A doctor scanned my charts and asked my parents questions, and Mom and Dad kept flapping around and trying to answer him and doing their best not to freak out.
Like I was.
All the air I tried to take in caught in my throat, like no amount of effort could get the oxygen to my body. My heart pounded in my chest and in my ears, and I tried to roll myself over, just to see what would happen, but the bed’s side rails pinned me in place. I clawed at the tubes attached to me, because this had to be a dream, and I needed to do something to wake myself up.
I couldn’t breathe. I couldn’t move. And I felt nothing past my midsection. How could I not feel my legs?
I jerked everything on my body I could feel, every way I could, until two nurses held me down. “We need you to get your heart rate down,” one of them said into my ear. “Everything will be okay, Kara. You just need to do your best to get calm.” I wanted everything to be okay, more than anything ever in the world, so I followed her lead and sucked in as many deep breaths as I could.
Eventually my heart rate slowed back to normal, and the doctor who’d read my chart, a tall Asian guy who was surprisingly young-looking to be a doctor, came to my bedside and smiled at me. “I’m glad to see you awake, Kara. I’m Dr. Nguyen.” His tone was a little lighter than the no-nonsense voice I expected from a doctor. “Now, I’m sure you have some—”
&nbs
p; “What’s wrong with me?” I yelled, panicky and confused. “Why can’t I feel my legs?” While I was glad he was cool, I wasn’t going to calm down until we dealt with the elephant in the room.
“I’m not sure what your parents have told you since you woke up, but—”
“They told me I was in a car accident.

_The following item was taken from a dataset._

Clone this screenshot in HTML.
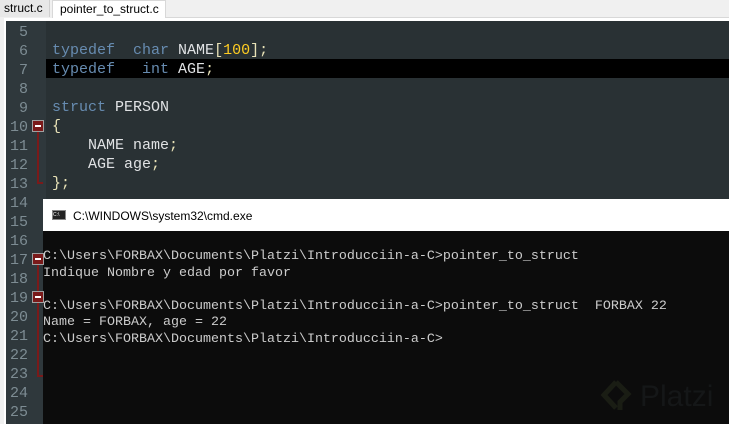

That I’ve been asleep for two weeks. That’s pretty much it.”
“I’m sure that was a lot for you to take in,” he said. “But there’s more I need to tell you. You sustained a spinal cord injury as a result of the accident. Because of that injury to your vertebrae, you’ve suffered paralysis from the waist down.” His jaw clenched, and he said, “I’m so sorry.”
What? Paralysis? I was paralyzed? No. That couldn’t be right. He had to be wrong. He had to be. Fighting back the tears that welled up in my eyes, I looked over at Mom and Dad for some kind of signal from them that this was a joke. Some slight smile creeping up Dad’s face, or a crinkle in the corner of Mom’s eyes that would tell me they were playing some horrible, elaborate prank on me. That Dr. Nguyen was actually one the guys my dad worked with, promised an extra day off or something to goof on the boss’s daughter. There was absolutely no way that this was real life.
But all I saw on Mom’s face was heartbreak. And Dad showed nothing but sadness and grief. They weren’t stifling laughter at this epic joke; their faces mirrored exactly what I was feeling inside. Tears welled up in my eyes and hovered there, right on the brink of spilling. I wanted to cry, but the tears held their ground. I pressed the heels of my hands into my eyes and swallowed down the lump forming in my throat; then I pulled my hands away and made every effort to keep myself together.
“Forever?” I asked them, my voice wobbly. But I didn’t even wait for an answer. I knew. I’d known the second that feeling of dread crept across my skin when I woke up.
I’d never be able to use my legs again.
Dr. Nguyen was talking about operations and physical therapy and wheelchairs. Recovery and statistics and adaptations. But I wasn’t listening. I tuned out after he said “paralyzed,” because that was when my life stopped being my life and my future stopped being my future, and I stopped having any idea who I even was.